“Take Care to Give Care” is the theme for 2016’s National Caregivers Month, celebrating home caregivers during the month of November. As the Caregiver Action Network explains, “Only by taking care of yourself can you be strong enough to take care of your loved one.”
Taking care of themselves enables home caregivers to better provide care to their patients. For that reason, it’s crucial that home caregivers get sufficient rest, eat properly, and pay attention to their physical and mental health needs.
Praise for Home Caregivers
In his proclamation for National Family Caregivers Month 2016, President Barack Obama states, “During National Family Caregivers Month, we reaffirm our support for those who give of themselves to be there for their family, friends, and neighbors in challenging times…The women and men who put their loved ones before themselves show incredible generosity every day, and we must continue to support them in every task they selflessly carry out…This month, and every month, let us lift up all those who work to tirelessly advance the health and wellness of those they love.”
The President’s words acknowledge the importance that home caregivers play in the lives of tens of millions of individuals. It’s not only the patients themselves, who need the attention provided by caregivers, that benefit from caregivers’ selfless acts. So do other members of the family, as well as friends of the patient. And society as a whole is enriched by the contributions that caregivers make on behalf of loved ones.
It can be difficult for home caregivers to find the time to take proper care of themselves. Their lives are typically a whirlwind, with many demands placed on them.

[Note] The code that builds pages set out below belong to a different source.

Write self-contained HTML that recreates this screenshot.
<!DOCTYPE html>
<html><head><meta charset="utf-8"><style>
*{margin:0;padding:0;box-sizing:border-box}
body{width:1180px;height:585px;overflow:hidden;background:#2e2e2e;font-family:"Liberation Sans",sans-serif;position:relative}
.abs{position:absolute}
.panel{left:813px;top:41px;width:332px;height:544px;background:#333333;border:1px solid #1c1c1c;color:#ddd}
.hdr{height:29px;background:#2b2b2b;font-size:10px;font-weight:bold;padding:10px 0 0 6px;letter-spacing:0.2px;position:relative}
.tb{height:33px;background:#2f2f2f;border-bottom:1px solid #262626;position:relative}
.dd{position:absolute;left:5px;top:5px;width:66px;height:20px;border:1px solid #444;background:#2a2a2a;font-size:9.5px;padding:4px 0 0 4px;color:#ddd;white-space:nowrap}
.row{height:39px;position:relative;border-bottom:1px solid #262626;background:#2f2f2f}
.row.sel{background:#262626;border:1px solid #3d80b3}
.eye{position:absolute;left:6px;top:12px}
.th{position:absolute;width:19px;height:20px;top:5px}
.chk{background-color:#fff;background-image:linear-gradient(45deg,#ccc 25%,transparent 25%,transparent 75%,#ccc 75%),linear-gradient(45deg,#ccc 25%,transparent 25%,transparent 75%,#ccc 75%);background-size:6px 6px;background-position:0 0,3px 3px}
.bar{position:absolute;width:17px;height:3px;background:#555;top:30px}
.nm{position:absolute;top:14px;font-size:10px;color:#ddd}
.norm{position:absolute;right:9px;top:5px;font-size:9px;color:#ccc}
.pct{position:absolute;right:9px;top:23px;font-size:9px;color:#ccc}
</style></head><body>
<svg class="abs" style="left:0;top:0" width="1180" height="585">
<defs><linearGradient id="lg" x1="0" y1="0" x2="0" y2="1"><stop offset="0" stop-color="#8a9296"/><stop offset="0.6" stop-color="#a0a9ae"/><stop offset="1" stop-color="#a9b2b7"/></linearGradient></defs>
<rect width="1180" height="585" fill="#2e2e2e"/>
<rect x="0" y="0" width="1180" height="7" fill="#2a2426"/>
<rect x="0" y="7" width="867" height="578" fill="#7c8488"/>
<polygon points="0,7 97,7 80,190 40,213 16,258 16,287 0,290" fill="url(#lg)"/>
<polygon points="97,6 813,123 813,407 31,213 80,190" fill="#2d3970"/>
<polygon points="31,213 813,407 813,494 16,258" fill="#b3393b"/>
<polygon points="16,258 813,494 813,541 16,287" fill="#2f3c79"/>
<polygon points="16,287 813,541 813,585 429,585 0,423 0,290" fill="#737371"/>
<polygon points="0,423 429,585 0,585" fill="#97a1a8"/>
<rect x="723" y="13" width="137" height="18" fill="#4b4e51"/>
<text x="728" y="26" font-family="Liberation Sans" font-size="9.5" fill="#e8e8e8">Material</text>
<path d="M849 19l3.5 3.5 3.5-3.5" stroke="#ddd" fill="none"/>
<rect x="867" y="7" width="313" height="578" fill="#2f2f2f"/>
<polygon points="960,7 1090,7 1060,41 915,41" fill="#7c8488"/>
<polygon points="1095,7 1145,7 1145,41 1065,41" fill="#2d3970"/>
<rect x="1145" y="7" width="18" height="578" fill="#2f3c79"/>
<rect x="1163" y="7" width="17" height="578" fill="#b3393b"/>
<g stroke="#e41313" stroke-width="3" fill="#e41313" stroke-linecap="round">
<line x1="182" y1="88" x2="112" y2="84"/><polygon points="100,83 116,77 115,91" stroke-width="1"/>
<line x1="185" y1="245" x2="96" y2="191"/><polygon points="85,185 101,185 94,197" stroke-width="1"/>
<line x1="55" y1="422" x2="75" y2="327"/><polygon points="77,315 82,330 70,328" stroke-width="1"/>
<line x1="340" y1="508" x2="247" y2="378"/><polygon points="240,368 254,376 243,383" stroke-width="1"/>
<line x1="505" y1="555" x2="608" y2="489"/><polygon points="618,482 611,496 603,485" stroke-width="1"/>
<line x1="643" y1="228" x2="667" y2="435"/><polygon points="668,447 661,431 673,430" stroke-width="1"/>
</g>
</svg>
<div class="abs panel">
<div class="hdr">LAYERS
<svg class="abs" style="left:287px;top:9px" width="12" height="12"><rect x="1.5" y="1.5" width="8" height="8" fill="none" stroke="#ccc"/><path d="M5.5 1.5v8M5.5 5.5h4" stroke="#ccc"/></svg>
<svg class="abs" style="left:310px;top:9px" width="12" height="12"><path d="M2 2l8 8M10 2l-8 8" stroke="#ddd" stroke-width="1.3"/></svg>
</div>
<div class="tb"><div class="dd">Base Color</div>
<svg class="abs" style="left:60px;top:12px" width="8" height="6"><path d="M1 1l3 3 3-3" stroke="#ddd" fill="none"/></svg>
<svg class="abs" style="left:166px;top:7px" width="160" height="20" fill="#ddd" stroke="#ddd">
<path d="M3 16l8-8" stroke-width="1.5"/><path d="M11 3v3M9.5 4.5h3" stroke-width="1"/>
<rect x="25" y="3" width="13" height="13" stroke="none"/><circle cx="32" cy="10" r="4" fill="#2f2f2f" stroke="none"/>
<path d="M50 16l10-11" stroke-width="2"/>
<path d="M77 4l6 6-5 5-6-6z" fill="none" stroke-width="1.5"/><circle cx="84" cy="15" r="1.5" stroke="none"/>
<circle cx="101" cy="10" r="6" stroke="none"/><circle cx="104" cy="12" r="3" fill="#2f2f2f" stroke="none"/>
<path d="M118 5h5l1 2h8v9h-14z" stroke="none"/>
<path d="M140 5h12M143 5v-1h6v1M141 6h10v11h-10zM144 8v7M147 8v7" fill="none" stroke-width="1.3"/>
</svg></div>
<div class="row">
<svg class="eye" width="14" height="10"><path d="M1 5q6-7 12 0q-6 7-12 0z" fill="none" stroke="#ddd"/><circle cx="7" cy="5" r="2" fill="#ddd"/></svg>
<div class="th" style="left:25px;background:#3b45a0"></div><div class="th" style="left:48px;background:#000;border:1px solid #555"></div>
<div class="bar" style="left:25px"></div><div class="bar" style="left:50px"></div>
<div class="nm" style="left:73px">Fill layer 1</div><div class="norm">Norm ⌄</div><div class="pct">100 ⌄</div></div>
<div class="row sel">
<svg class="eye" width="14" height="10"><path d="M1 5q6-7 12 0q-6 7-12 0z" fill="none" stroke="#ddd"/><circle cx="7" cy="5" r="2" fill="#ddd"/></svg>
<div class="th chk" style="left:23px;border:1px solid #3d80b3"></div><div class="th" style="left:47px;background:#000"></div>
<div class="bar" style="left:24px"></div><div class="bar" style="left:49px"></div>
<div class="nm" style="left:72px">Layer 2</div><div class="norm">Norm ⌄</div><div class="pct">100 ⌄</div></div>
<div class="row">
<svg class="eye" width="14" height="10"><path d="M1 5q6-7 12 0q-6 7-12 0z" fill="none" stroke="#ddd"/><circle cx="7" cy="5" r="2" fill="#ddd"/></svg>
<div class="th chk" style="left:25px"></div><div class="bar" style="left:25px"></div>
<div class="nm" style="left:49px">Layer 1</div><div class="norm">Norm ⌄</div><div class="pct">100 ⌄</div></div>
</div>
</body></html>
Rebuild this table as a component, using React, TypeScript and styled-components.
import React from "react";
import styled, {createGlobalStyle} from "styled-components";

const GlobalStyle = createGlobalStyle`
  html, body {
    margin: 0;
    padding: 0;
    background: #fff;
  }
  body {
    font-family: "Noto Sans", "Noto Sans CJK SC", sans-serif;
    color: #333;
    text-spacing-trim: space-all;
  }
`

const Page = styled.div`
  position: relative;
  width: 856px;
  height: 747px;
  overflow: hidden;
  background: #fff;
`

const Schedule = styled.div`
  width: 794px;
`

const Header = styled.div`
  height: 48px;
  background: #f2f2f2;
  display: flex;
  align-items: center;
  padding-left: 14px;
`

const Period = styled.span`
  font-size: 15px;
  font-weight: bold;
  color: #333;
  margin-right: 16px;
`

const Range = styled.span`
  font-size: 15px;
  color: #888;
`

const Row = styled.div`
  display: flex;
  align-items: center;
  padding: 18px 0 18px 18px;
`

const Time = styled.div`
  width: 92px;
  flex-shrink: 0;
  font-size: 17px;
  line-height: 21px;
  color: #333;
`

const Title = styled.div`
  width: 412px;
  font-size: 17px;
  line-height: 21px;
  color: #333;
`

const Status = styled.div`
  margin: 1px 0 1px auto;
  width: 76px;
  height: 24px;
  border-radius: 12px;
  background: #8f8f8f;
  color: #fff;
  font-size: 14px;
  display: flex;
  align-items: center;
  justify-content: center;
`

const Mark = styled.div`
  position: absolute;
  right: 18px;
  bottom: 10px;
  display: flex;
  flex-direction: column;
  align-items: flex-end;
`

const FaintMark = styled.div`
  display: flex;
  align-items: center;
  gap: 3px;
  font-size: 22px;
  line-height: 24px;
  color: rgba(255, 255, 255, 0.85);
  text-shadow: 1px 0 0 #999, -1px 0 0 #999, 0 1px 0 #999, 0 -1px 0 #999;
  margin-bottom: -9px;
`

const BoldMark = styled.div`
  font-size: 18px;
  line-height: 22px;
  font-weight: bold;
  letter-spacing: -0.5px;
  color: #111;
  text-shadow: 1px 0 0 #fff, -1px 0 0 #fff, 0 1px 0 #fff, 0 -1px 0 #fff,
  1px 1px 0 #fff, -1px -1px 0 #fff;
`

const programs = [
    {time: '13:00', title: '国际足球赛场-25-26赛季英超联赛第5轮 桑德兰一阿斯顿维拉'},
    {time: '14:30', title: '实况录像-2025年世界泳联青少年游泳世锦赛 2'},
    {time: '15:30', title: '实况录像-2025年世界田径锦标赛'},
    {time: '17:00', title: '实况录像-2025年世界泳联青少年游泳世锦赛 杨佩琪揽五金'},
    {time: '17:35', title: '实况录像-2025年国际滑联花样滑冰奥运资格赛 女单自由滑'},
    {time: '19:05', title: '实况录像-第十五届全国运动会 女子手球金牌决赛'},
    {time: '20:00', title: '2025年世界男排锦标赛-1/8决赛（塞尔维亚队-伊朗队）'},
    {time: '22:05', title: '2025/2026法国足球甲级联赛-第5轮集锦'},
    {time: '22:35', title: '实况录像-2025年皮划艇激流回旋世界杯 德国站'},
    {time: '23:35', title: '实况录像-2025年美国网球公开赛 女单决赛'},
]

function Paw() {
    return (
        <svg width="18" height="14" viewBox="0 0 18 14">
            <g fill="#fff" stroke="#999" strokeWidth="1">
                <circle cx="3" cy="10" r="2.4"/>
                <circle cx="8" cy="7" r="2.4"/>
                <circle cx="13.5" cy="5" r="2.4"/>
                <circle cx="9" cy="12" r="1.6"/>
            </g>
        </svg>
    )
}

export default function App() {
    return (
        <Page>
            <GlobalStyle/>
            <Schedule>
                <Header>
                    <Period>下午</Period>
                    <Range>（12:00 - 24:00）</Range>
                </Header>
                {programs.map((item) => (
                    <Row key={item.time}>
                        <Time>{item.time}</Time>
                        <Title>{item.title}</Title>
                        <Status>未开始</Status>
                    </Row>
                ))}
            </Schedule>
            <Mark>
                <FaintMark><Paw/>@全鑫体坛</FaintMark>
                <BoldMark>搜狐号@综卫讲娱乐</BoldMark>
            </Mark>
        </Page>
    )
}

Their responsibilities can create stress that can impact their health, as can the fact that finding the time to eat healthily can be a challenge.
That’s why one of the best ways to acknowledge the splendid work being done by home caregivers is to give them the gift of time. During National Family Caregivers Month (and throughout the year), make a difference by offering to help a caregiver by running errands, going grocery shopping, or watching their patient so they can enjoy some much-needed free time.